Looking back 1# A life more interesting??

Cheating a little, I know, but I thought would be fun now and then to look back at some of the posts I've written for ABBA awfully big blog adventure  
This is the very first post I ever wrote for a blog - written in July 2008 a could of months before SPIDER came out. 

A LIFE MORE INTERESTING?? - Linda Strachan

I SO wish I had spent my youth doing daring deeds like skydiving, bungee jumping or even had a gap year deep sea diving in the Philippines.I wish I’d had a quirky job, been a grape peeler for an emperor or excavated tombs in Egypt for a famous archaeologist - I would love to have been a blacksmith and been able to make elegant but deadly swords, but with my luck I would probably have been offered the job of sticking feathers onto arrows!

Why, you may ask, am I so consumed with having had a fascinating life?
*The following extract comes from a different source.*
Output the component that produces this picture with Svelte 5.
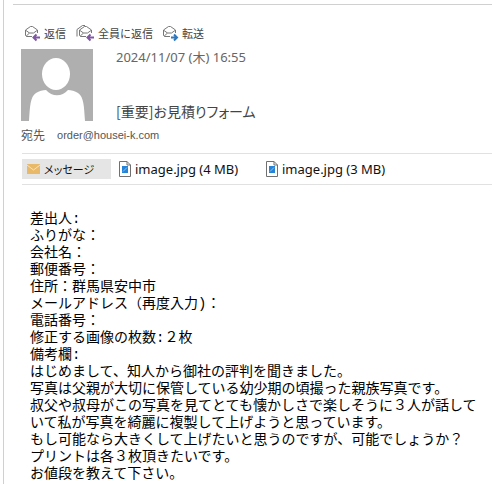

It’s not that I want to do anything other than write, I love it, but I am trying to write a short biography for my upcoming, first teenage novel, Spider, and I am suddenly overcome with a sense of my own boringness!
My previous attempts to make my past life sound interesting might have been fun and jolly for the young cuddly readers of my Hamish McHaggis stories, but I really want something with a little more street cred for this book and most of my previous life seems just too ordinary.

Now if I’d had a few exciting or weird jobs it would be so much easier to write a pithy and amusing little biography- like the ones I read in other writer’s books! They all seem to have done such interesting things
A friend said - 'you’re a writer, make it up!'

So I sit and scribble and score out and try again, but for some reason I can think of all sorts of exciting things for my characters to do but none of them seem right for me. I keep worrying that someone will ask me technical details about how to catch a fire-eating dragon, or extract a marble from an angry camel’s nose.

So, if you see me doing something really bizarre it may not be because I am tremendously brave or quirky… just looking to do something that I can put in my bio!